Bush claims that the Florida Supreme Court established new rules when it extended the certification deadline to include manual recounts. The Gore team claims that the Florida court did not write a new law, but simply gave an ordinary interpretation of a law enacted before the election. The Los Angeles Times is alone in observing that this law, the Electoral Count Act of 1887, has "apparently never been used in the 113 years it has been on the books." To these issues, the leads report, the court added a pretty good question of its own: "what would be the consequences" if the Florida court was not constitutionally authorized to order the recounts to continue? All the papers agree with legal analysts that the Supreme Court's decision to join the fray is a surprise, given its general reluctance to insert itself into a battle between two branches of state government.

The Florida Legislature's intervening role in the Bush appeal, according to an NYT front-pager, could come in the form of a friend-of-the-count-brief, or perhaps even a lawsuit of its own to be consolidated with the Bush appeal before it reaches the Supreme Court.

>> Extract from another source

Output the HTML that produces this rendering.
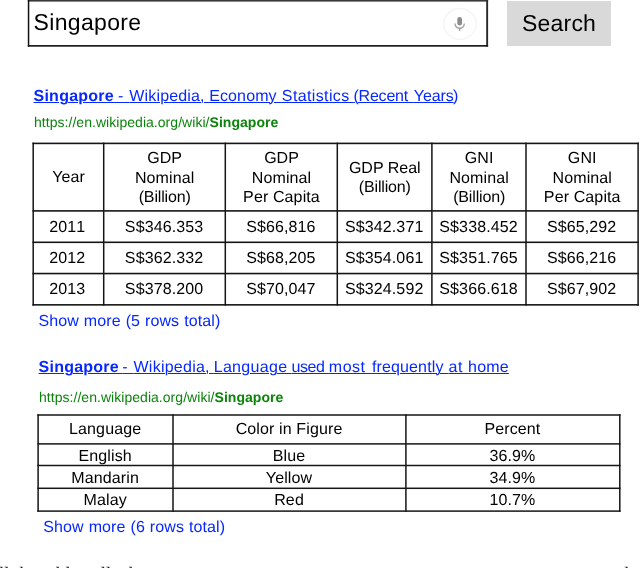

The Gore camp, meanwhile, began laying the groundwork for its own legal challenges to the certification of Florida's electoral votes, which seem increasingly likely to go for Bush, who still holds an official margin of 930 votes over Gore. In Broward County last evening, Gore picked up another 144 votes, which gave him a total net gain of 369 votes since the recounting began there. In Palm Beach County, where about half the county's precincts have been recounted, Gore has gained 32 additional votes, considerably fewer than the Democrats has hoped.

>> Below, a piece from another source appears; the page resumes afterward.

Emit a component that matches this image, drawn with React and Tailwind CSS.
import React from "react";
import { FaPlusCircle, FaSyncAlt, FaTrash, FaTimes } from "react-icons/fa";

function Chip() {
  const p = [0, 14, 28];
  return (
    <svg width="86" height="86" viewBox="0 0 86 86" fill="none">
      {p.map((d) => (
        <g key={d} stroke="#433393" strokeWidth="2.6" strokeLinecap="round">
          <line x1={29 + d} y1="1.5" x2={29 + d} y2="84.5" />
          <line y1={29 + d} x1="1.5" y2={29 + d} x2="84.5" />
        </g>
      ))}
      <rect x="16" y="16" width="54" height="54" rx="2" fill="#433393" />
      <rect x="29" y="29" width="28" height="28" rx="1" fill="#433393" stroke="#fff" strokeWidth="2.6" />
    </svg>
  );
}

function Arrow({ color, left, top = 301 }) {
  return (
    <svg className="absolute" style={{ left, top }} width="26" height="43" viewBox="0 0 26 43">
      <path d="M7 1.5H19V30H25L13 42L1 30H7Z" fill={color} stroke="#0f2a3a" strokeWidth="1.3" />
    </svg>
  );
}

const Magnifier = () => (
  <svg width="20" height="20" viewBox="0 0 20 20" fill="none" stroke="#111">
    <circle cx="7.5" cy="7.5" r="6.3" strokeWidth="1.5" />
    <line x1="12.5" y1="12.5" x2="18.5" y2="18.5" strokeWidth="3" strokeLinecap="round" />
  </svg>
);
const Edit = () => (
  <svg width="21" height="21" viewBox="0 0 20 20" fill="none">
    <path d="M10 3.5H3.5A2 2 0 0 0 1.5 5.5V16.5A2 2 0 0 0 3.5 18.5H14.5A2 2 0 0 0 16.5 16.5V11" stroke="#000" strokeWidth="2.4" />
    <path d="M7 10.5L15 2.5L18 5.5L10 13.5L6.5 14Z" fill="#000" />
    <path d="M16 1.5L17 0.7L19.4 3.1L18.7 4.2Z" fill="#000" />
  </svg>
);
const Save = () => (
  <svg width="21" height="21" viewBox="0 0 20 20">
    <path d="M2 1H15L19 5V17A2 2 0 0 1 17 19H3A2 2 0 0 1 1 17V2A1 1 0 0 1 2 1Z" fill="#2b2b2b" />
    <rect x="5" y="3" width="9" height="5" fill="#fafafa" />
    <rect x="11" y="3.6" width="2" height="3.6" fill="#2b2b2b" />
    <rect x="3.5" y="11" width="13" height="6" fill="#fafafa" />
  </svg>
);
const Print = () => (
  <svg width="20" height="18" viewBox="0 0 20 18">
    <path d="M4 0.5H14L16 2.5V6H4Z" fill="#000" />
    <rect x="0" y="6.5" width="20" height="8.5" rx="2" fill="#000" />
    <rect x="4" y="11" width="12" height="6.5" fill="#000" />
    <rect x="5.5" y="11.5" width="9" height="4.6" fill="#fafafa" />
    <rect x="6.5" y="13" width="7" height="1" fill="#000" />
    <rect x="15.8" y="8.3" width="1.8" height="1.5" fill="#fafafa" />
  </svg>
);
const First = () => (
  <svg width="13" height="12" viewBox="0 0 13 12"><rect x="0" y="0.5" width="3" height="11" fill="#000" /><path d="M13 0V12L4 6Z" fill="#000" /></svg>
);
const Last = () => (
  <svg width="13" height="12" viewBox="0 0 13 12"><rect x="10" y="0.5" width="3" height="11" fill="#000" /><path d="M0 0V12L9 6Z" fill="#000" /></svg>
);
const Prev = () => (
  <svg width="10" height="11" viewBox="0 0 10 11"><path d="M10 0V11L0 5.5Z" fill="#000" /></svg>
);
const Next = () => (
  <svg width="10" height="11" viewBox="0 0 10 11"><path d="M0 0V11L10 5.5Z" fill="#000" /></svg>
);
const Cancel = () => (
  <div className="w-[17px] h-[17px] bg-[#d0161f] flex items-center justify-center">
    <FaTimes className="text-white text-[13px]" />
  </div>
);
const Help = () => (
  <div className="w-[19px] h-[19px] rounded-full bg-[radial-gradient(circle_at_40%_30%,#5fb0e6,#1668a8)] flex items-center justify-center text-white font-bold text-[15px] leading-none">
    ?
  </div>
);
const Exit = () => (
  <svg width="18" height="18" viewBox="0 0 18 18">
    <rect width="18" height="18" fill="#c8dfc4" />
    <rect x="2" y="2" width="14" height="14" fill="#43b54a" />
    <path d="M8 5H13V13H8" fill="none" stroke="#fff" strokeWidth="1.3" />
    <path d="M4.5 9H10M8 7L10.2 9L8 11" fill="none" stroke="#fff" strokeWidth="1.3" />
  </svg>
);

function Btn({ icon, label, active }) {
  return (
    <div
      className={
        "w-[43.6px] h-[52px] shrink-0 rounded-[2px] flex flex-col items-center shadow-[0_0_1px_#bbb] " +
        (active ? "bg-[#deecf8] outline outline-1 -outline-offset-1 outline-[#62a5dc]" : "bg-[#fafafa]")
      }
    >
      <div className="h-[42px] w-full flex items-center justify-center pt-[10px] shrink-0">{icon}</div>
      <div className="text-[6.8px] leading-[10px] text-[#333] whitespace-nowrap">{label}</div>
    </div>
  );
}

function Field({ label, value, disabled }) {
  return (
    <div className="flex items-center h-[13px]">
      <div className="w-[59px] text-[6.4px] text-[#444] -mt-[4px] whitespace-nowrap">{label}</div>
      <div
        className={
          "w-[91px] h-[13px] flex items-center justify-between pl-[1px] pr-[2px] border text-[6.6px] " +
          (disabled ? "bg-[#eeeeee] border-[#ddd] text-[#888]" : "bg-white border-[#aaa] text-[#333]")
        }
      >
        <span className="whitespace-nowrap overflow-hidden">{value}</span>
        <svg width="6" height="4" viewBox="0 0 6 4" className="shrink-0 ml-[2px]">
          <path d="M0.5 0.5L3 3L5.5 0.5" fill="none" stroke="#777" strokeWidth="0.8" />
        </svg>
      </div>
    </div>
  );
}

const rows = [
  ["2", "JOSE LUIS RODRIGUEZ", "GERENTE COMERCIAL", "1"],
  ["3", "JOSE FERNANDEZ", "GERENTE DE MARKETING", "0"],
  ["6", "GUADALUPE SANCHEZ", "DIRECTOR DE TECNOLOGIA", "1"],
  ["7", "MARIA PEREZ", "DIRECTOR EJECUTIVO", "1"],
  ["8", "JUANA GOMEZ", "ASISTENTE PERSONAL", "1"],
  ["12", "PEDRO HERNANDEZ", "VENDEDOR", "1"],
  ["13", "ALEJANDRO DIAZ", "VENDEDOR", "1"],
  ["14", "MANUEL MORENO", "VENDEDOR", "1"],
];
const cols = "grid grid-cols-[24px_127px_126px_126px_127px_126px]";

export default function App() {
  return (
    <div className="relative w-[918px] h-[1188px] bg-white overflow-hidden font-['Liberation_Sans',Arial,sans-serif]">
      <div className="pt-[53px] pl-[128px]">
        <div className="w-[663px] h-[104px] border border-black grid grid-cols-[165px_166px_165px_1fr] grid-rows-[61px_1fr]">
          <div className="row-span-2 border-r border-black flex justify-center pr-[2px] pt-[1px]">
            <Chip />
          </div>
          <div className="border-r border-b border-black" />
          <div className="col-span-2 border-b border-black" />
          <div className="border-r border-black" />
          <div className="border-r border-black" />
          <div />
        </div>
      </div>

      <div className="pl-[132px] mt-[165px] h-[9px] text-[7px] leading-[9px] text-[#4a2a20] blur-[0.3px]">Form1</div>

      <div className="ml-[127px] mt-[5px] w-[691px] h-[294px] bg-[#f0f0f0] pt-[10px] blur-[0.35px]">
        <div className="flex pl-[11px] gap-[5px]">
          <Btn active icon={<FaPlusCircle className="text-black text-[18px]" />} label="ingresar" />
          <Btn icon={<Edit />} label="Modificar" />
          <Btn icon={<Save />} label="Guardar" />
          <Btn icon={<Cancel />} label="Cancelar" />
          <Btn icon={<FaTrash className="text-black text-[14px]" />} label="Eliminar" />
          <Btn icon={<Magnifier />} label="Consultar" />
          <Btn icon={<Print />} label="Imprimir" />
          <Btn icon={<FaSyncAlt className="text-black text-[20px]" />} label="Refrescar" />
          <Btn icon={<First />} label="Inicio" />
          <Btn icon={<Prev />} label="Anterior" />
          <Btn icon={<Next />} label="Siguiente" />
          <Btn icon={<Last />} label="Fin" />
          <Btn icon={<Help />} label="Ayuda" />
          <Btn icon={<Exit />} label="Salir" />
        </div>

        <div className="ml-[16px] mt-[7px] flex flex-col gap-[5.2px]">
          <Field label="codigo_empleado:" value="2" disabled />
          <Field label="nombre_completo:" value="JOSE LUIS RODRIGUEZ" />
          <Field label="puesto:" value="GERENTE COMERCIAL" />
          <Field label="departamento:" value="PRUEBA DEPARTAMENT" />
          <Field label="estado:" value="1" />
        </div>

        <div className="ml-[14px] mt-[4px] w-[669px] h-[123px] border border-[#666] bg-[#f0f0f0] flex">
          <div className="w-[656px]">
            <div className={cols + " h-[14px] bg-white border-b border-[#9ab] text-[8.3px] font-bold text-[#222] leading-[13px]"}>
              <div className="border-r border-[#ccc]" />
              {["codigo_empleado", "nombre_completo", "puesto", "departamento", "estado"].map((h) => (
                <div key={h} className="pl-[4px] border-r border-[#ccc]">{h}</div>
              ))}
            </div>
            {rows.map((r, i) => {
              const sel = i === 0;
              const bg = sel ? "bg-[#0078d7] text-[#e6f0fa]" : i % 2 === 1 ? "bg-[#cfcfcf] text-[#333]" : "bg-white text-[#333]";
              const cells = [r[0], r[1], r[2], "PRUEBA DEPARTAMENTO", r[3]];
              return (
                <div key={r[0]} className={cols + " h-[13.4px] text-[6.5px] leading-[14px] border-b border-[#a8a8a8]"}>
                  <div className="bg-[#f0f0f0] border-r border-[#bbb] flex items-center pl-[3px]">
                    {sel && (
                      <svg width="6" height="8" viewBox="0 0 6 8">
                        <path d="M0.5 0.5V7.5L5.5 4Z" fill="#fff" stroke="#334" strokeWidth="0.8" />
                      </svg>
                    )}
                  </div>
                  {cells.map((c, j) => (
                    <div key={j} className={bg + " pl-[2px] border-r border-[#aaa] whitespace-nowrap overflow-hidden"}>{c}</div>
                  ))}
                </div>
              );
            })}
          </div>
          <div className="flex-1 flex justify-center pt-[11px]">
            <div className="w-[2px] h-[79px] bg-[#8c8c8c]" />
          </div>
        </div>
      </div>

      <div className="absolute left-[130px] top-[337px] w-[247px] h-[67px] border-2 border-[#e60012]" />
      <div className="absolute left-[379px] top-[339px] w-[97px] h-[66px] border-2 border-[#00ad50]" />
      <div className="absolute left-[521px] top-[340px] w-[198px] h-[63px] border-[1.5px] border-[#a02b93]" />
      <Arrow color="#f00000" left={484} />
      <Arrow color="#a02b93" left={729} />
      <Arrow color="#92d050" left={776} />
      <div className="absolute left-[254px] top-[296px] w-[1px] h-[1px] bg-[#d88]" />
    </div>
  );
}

According to an NYT front-pager, these results will be challenged by the Democrats on the grounds that the Palm Beach County Canvassing Board has refused to count dimpled ballots as votes. As further support for the inevitable lawsuit, the Gore camp has amassed some 10,000 signed affidavits from county residents that seem to confirm the alleged pandemonium surrounding the infamous "butterfly" ballot in Palm Beach County. The range of voter horror stories covered in the sworn statements, according to a Gore aide, provides "compelling evidence of the fact that Florida citizens were disenfranchised of their vote." Gore strategists acknowledge that while their tales of voter woe are likely to win public sympathy, they are on firmer legal ground in challenging the standards used to evaluate ballots and chad.

Everybody fronts the news that Dick Cheney was released from the hospital yesterday, two days after suffering his fourth heart attack. The NYT goes above the fold with a photo of Cheney exiting George Washington University Hospital with his granddaughter in tow. Cheney assured reporters that the attack was not brought on by the stress of the presidential campaign, which, he claimed, paled next to the pressure he experienced as secretary of defense during the Persian Gulf War, what he called "sort of the ultimate stress for the public official."

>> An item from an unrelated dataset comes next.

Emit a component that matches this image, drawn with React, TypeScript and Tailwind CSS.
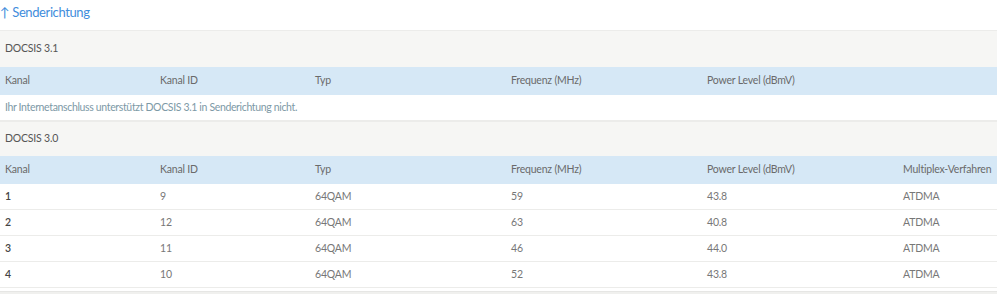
import React from "react";

const cols = "grid grid-cols-[155px_155px_196px_196px_196px_1fr]";
const headers = ["Kanal", "Kanal ID", "Typ", "Frequenz (MHz)", "Power Level (dBmV)"];
const rows = [
  ["1", "9", "64QAM", "59", "43.8", "ATDMA"],
  ["2", "12", "64QAM", "63", "40.8", "ATDMA"],
  ["3", "11", "64QAM", "46", "44.0", "ATDMA"],
  ["4", "10", "64QAM", "52", "43.8", "ATDMA"],
];

function Section({ title, h }: { title: string; h: string }) {
  return (
    <div className={`${h} flex items-center pl-[5px] bg-[#f6f6f4] border-t border-[#ececea] text-[#555] text-[10.5px] tracking-[-0.2px]`}>
      {title}
    </div>
  );
}

function Head({ cells }: { cells: string[] }) {
  return (
    <div className={`${cols} h-[28px] items-center bg-[#d6e8f6] text-[#6a6a6a] text-[10.5px] tracking-[-0.2px]`}>
      {cells.map((c, i) => (
        <div key={i} className="pl-[5px] whitespace-nowrap">{c}</div>
      ))}
    </div>
  );
}

export default function App() {
  return (
    <div className="w-[999px] h-[295px] bg-white overflow-hidden" style={{ fontFamily: "Lato, 'Noto Sans', sans-serif" }}>
      <div className="h-[30px] flex items-center text-[13px] tracking-[-0.4px] text-[#3f8ddc] pb-[5px]">↑ Senderichtung</div>
      <div className="w-[997px]">
        <Section title="DOCSIS 3.1" h="h-[37px]" />
        <Head cells={headers} />
        <div className="h-[26px] flex items-center pl-[5px] text-[10.5px] tracking-[-0.35px] text-[#7d99a6] border-b border-[#ececea] whitespace-nowrap">
          Ihr Internetanschluss unterstützt DOCSIS 3.1 in Senderichtung nicht.
        </div>
        <Section title="DOCSIS 3.0" h="h-[35px]" />
        <Head cells={[...headers, "Multiplex-Verfahren"]} />
        {rows.map((r, i) => (
          <div key={i} className={`${cols} h-[26px] items-center text-[10.5px] tracking-[-0.2px] text-[#777] border-b border-[#ececea]`}>
            {r.map((c, j) => (
              <div key={j} className={`pl-[5px] whitespace-nowrap ${j === 0 ? "text-[#444] font-semibold" : ""}`}>{c}</div>
            ))}
          </div>
        ))}
        <div className="h-[3px]" />
        <div className="h-[3px] bg-[#f0f0ee] border-t border-[#e6e6e4]" />
      </div>
    </div>
  );
}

The papers seem to agree that the most heated election rhetoric of the day came from Democratic vice-presidential nominee Joseph Lieberman, who alleged that the Republican protests on Wednesday outside the Miami-Dade County Canvassing Board office were "designed to intimidate" board officials into stopping the manual recount. The WP notes that Lieberman warned against "surrender to the rule of the mob" and requested that Bush publicly censure these acts of "intimidation and violence." According to the NYT, Lieberman also suspected that these tactics of organized intimidation would be taken to Broward County for "similar demonstrations and similar disruptions." The Bush team denied any such coordinated efforts. In Lieberman's statement, the WP discerns a blueprint for both for both sides' current strategy: "aggressively pursue every advantage, loudly protest every grievance and fight in every political and legal arena available."